### REQUIRED WORK
Your task is to gather the lines below that hold the string "page".

::: INFORMATION PROVIDED :::

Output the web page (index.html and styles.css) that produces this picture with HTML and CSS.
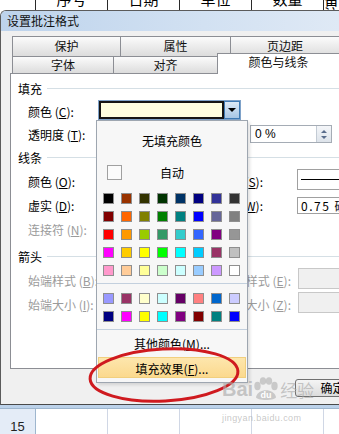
FILE: index.html
```html
<!DOCTYPE html>
<html lang="zh-CN">
<head>
    <meta charset="UTF-8">
    <meta name="viewport" content="width=device-width, initial-scale=1.0">
    <title>设置批注格式</title>
    <link rel="stylesheet" href="styles.css">
</head>
<body>
    <div class="sheet-top">
        <div class="cell corner"></div>
        <div class="cell"><span>序号</span></div>
        <div class="cell"><span>日期</span></div>
        <div class="cell"><span>单位</span></div>
        <div class="cell"><span>数量</span></div>
        <div class="cell last"><span>备注</span></div>
    </div>

    <div class="dialog">
        <div class="titlebar">设置批注格式</div>
        <div class="dialog-body">
            <div class="tab-row top">
                <div class="tab">保护</div>
                <div class="tab">属性</div>
                <div class="tab">页边距</div>
            </div>
            <div class="tab-row bottom">
                <div class="tab">字体</div>
                <div class="tab">对齐</div>
                <div class="tab active">颜色与线条</div>
            </div>

            <div class="panel">
                <div class="group">填充</div>
                <div class="row first">
                    <span class="lbl">颜色 (<u>C</u>):</span>
                    <div class="combo">
                        <div class="combo-field"></div>
                        <div class="combo-btn"></div>
                    </div>
                </div>
                <div class="row">
                    <span class="lbl">透明度 (<u>T</u>):</span>
                    <div class="slot"></div>
                    <div class="spin">
                        <span class="spin-text">0 %</span>
                        <span class="spin-btns"><i class="up"></i><i class="down"></i></span>
                    </div>
                </div>

                <div class="group gap-s">线条</div>
                <div class="row">
                    <span class="lbl">颜色 (<u>O</u>):</span>
                    <span class="rlbl">样式 (<u>S</u>):</span>
                    <div class="box line-box"></div>
                </div>
                <div class="row">
                    <span class="lbl">虚实 (<u>D</u>):</span>
                    <span class="rlbl">粗细 (<u>W</u>):</span>
                    <div class="box weight-box">0.75 磅</div>
                </div>
                <div class="row">
                    <span class="lbl off">连接符 (<u>N</u>):</span>
                </div>

                <div class="group gap-l">箭头</div>
                <div class="row">
                    <span class="lbl off">始端样式 (<u>B</u>):</span>
                    <span class="rlbl wide off">末端样式 (<u>E</u>):</span>
                    <div class="box off-box"></div>
                </div>
                <div class="row">
                    <span class="lbl off">始端大小 (<u>I</u>):</span>
                    <span class="rlbl wide off">末端大小 (<u>Z</u>):</span>
                    <div class="box off-box"></div>
                </div>
            </div>

            <div class="dialog-foot">
                <button class="btn">确定</button>
            </div>
        </div>
    </div>
    <div class="frame-edge"></div>

    <div class="sheet-bottom">
        <div class="rowhead">15</div>
        <div class="cell"></div>
        <div class="cell"></div>
        <div class="cell"></div>
        <div class="cell"></div>
        <div class="cell last"></div>
    </div>

    <!-- colour drop-down, open over the panel -->
    <div class="popup">
        <div class="pop-none">无填充颜色</div>
        <div class="pop-auto"><span class="auto-box"></span><span class="auto-text">自动</span></div>
        <div class="swatches" id="mainColors"></div>
        <div class="pop-sep sep-mid"></div>
        <div class="swatches" id="extraColors"></div>
        <div class="pop-sep"></div>
        <div class="pop-more">其他颜色(<u>M</u>)...</div>
        <div class="pop-fill">填充效果(<u>F</u>)...</div>
    </div>

    <svg class="circle-mark" width="160" height="62" viewBox="0 0 160 62">
        <ellipse cx="80" cy="31" rx="74" ry="26" transform="rotate(-3 80 31)"
                 fill="none" stroke="#cf1a1f" stroke-width="3"/>
    </svg>

    <div class="watermark">
        <div class="wm-logo">
            <span class="wm-bai">Bai</span>
            <svg width="26" height="24" viewBox="0 0 26 24">
                <ellipse cx="4.5" cy="9" rx="3.2" ry="4.2" fill="rgba(175,175,175,0.6)"/>
                <ellipse cx="10" cy="4" rx="3.2" ry="3.8" fill="rgba(175,175,175,0.6)"/>
                <ellipse cx="16" cy="4" rx="3.2" ry="3.8" fill="rgba(175,175,175,0.6)"/>
                <ellipse cx="21.5" cy="9" rx="3.2" ry="4.2" fill="rgba(175,175,175,0.6)"/>
                <path d="M3 20 C5 11 21 11 23 20 C23 24 3 24 3 20 Z" fill="rgba(175,175,175,0.6)"/>
                <text x="13" y="21" text-anchor="middle" font-size="9" font-weight="bold" font-family="Liberation Sans" fill="#fff">du</text>
            </svg>
            <span class="wm-jy">经验</span>
        </div>
        <div class="wm-url">jingyan.baidu.com</div>
    </div>

    <script>
        const mainColors = [
            '#000000', '#993300', '#333300', '#003300', '#003366', '#000080', '#333399', '#333333',
            '#800000', '#ff6600', '#808000', '#008000', '#008080', '#0000ff', '#666699', '#808080',
            '#ff0000', '#ff9900', '#99cc00', '#339966', '#33cccc', '#3366ff', '#800080', '#969696',
            '#ff00ff', '#ffcc00', '#ffff00', '#00ff00', '#00ffff', '#00ccff', '#993366', '#c0c0c0',
            '#ff99cc', '#ffcc99', '#ffff99', '#ccffcc', '#ccffff', '#99ccff', '#cc99ff', '#ffffff'
        ];
        const extraColors = [
            '#9999ff', '#993366', '#ffffcc', '#ccffff', '#660066', '#ff8080', '#0066cc', '#ccccff',
            '#000080', '#ff00ff', '#ffff00', '#00ffff', '#800080', '#800000', '#008080', '#0000ff'
        ];

        function fillSwatches(id, colors) {
            const box = document.getElementById(id);
            colors.forEach(c => {
                const sw = document.createElement('span');
                sw.className = 'sw';
                sw.style.background = c;
                box.appendChild(sw);
            });
        }

        fillSwatches('mainColors', mainColors);
        fillSwatches('extraColors', extraColors);
    </script>
</body>
</html>
```

FILE: styles.css
```css
* {
    box-sizing: border-box;
}

html, body {
    margin: 0;
}

body {
    position: relative;
    width: 339px;
    height: 434px;
    overflow: hidden;
    font-family: "Noto Sans CJK SC", "Liberation Sans", sans-serif;
    font-size: 12px;
    color: #000;
    background-color: #fff;
}

u {
    text-decoration: underline;
}

/* spreadsheet behind the dialog */
.sheet-top {
    display: flex;
    height: 10px;
    overflow: hidden;
}

.sheet-top .cell {
    width: 72px;
    flex: none;
    height: 10px;
    overflow: hidden;
    border-right: 1px solid #2a2a2a;
    text-align: center;
}

.sheet-top .cell span {
    display: block;
    font-size: 15px;
    line-height: 15px;
    margin-top: -9px;
}

.sheet-top .corner {
    width: 36px;
}

.sheet-top .last,
.sheet-bottom .last {
    flex: 1;
    border-right: none;
}

.sheet-bottom {
    display: flex;
    height: 26px;
    border-top: 1px solid #9eb6ce;
}

.sheet-bottom .rowhead {
    width: 36px;
    flex: none;
    background-color: #e4ecf7;
    border-right: 1px solid #9eb6ce;
    text-align: center;
    font-family: "Liberation Sans", sans-serif;
    font-size: 13px;
    line-height: 16px;
    padding-top: 10px;
    color: #222;
}

.sheet-bottom .cell {
    width: 72px;
    flex: none;
    border-right: 1px solid #d0d7e5;
}

/* dialog frame */
.dialog {
    background-color: #f0f0f0;
    border-top: 1px solid #5b5b5b;
    border-left: 1px solid #5b5b5b;
    border-bottom: 1px solid #4a4a4a;
    border-top-left-radius: 6px;
}

.titlebar {
    height: 20px;
    line-height: 20px;
    padding-left: 6px;
    font-size: 12px;
    color: #111;
    background: linear-gradient(to right, #bdd3ec, #d2e1f2 60%, #dfe9f5);
    border-top-left-radius: 5px;
}

.frame-edge {
    height: 3px;
    background-color: #bcd2ea;
}

.dialog-body {
    padding: 5px 0 0 9px;
}

/* tabs */
.tab-row {
    display: flex;
    margin-left: 2px;
}

.tab-row.top {
    height: 20px;
}

.tab-row.bottom {
    height: 17px;
}

.tab {
    flex: none;
    text-align: center;
    border: 1px solid #8c8e94;
    border-bottom: none;
    border-right: none;
    background: linear-gradient(#fbfbfb, #dcdcdc);
    color: #111;
}

.tab-row.top .tab {
    line-height: 18px;
}

.tab-row.top .tab:nth-child(1) { width: 108px; }
.tab-row.top .tab:nth-child(2) { width: 110px; }
.tab-row.top .tab:nth-child(3) { flex: 1; }

.tab-row.bottom .tab {
    line-height: 16px;
}

.tab-row.bottom .tab:nth-child(1) { width: 101px; }
.tab-row.bottom .tab:nth-child(2) { width: 104px; }

.tab.active {
    flex: 1;
    position: relative;
    z-index: 1;
    height: 21px;
    margin-top: -3px;
    line-height: 20px;
    background: #fff;
}

/* tab page */
.panel {
    height: 296px;
    background-color: #fff;
    border: 1px solid #8c8e94;
    border-right: none;
    padding: 6px 0 0 7px;
}

.group {
    display: flex;
    align-items: center;
    height: 16px;
    margin-bottom: 4px;
}

.group::after {
    content: "";
    flex: 1;
    height: 1px;
    margin-left: 5px;
    background-color: #d5dfe5;
}

.group.gap-s {
    margin-top: 3px;
}

.group.gap-l {
    margin-top: 7px;
}

.row {
    display: flex;
    align-items: center;
    height: 24px;
}

.row.first {
    height: 22px;
}

.lbl {
    flex: none;
    width: 80px;
    padding-left: 10px;
    white-space: nowrap;
}

.off {
    color: #9b9b9b;
}

.rlbl {
    flex: none;
    width: 165px;
    margin-right: 34px;
    text-align: right;
    white-space: nowrap;
}

.rlbl.wide {
    width: 193px;
    margin-right: 7px;
}

.combo {
    display: flex;
    align-self: flex-start;
    width: 143px;
    height: 20px;
    border: 1px solid #7fa2c9;
}

.combo-field {
    flex: 1;
    background-color: #fefee0;
    border: 2px solid #151515;
}

.combo-btn {
    width: 16px;
    display: flex;
    align-items: center;
    justify-content: center;
    background: linear-gradient(#dce9f6, #a7c6e5);
    border: 1px solid #3e7ab4;
}

.combo-btn::after {
    content: "";
    border-left: 4px solid transparent;
    border-right: 4px solid transparent;
    border-top: 4px solid #000;
}

.slot {
    flex: none;
    width: 152px;
}

.spin {
    display: flex;
    align-items: center;
    width: 82px;
    height: 18px;
    padding-left: 4px;
    border: 1px solid #a5acb5;
    background-color: #fff;
}

.spin-text {
    flex: 1;
    font-family: "Liberation Sans", sans-serif;
}

.spin-btns {
    width: 15px;
    height: 16px;
    display: flex;
    flex-direction: column;
    align-items: center;
    justify-content: space-around;
    background: linear-gradient(#f4f6f9, #dde3ea);
    border-left: 1px solid #c3cbd4;
    padding: 2px 0;
}

.spin-btns i {
    border-left: 3px solid transparent;
    border-right: 3px solid transparent;
}

.spin-btns .up {
    border-bottom: 3px solid #5a6d8c;
}

.spin-btns .down {
    border-top: 3px solid #5a6d8c;
}

.box {
    flex: none;
    width: 50px;
    align-self: flex-start;
    border: 1px solid #a0a0a0;
    background-color: #fff;
}

.line-box {
    height: 21px;
    display: flex;
    align-items: center;
    padding-left: 3px;
}

.line-box::after {
    content: "";
    flex: 1;
    height: 1px;
    background-color: #000;
}

.weight-box {
    align-self: center;
    height: 17px;
    padding-left: 3px;
    line-height: 15px;
    letter-spacing: 1.5px;
    white-space: nowrap;
    overflow: hidden;
}

.off-box {
    height: 21px;
    background-color: #f0f0f0;
    border-color: #c8c8c8;
}

.dialog-foot {
    height: 35px;
    padding: 10px 0 0 285px;
}

.btn {
    display: block;
    width: 75px;
    height: 18px;
    padding: 0;
    font-family: inherit;
    font-size: 12px;
    line-height: 16px;
    color: #000;
    border: 1px solid #707070;
    border-radius: 3px;
    background: linear-gradient(#f4f4f4, #dcdcdc);
}

/* colour popup */
.popup {
    position: absolute;
    left: 96px;
    top: 120px;
    width: 152px;
    height: 263px;
    background-color: #f7f7f7;
    border: 1px solid #9ea6b0;
    box-shadow: 2px 2px 3px rgba(0, 0, 0, 0.12);
}

.pop-none {
    height: 40px;
    line-height: 40px;
    text-align: center;
}

.pop-auto {
    display: flex;
    align-items: center;
    height: 22px;
    padding-right: 25px;
}

.auto-box {
    width: 15px;
    height: 15px;
    margin-left: 10px;
    border: 1px solid #a0a0a0;
    background-color: #fbfbfb;
}

.auto-text {
    flex: 1;
    text-align: center;
}

.swatches {
    display: grid;
    grid-template-columns: repeat(8, 11px);
    grid-auto-rows: 11px;
    gap: 7px;
    padding-left: 6px;
}

#mainColors {
    margin-top: 10px;
}

.sw {
    display: block;
    border: 1px solid #8f8f8f;
}

.pop-sep {
    height: 1px;
    margin: 7px 0 0;
    background-color: #c3d0de;
}

.pop-sep.sep-mid {
    margin-bottom: 9px;
}

.pop-more {
    height: 27px;
    line-height: 27px;
    text-align: center;
}

.pop-fill {
    height: 21px;
    line-height: 21px;
    margin: 0 1px;
    text-align: center;
    background: linear-gradient(#fde6ad, #fbd98e);
    border: 1px solid #f1cf7e;
}

/* red marker and watermark */
.circle-mark {
    position: absolute;
    left: 84px;
    top: 344px;
}

.watermark {
    position: absolute;
    left: 222px;
    top: 377px;
    width: 100px;
    color: rgba(170, 170, 170, 0.65);
}

.wm-logo {
    display: flex;
    align-items: center;
    height: 24px;
}

.wm-bai {
    font-family: "Liberation Sans", sans-serif;
    font-weight: bold;
    font-size: 20px;
}

.wm-jy {
    font-size: 17px;
    margin-left: 1px;
}

.wm-url {
    font-family: "Liberation Sans", sans-serif;
    font-size: 9px;
    margin-top: 12px;
    letter-spacing: 0.4px;
}
```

:::

### TASK ANSWER
Output the web page (index.html and styles.css) that produces this picture with HTML and CSS.
/* tab page */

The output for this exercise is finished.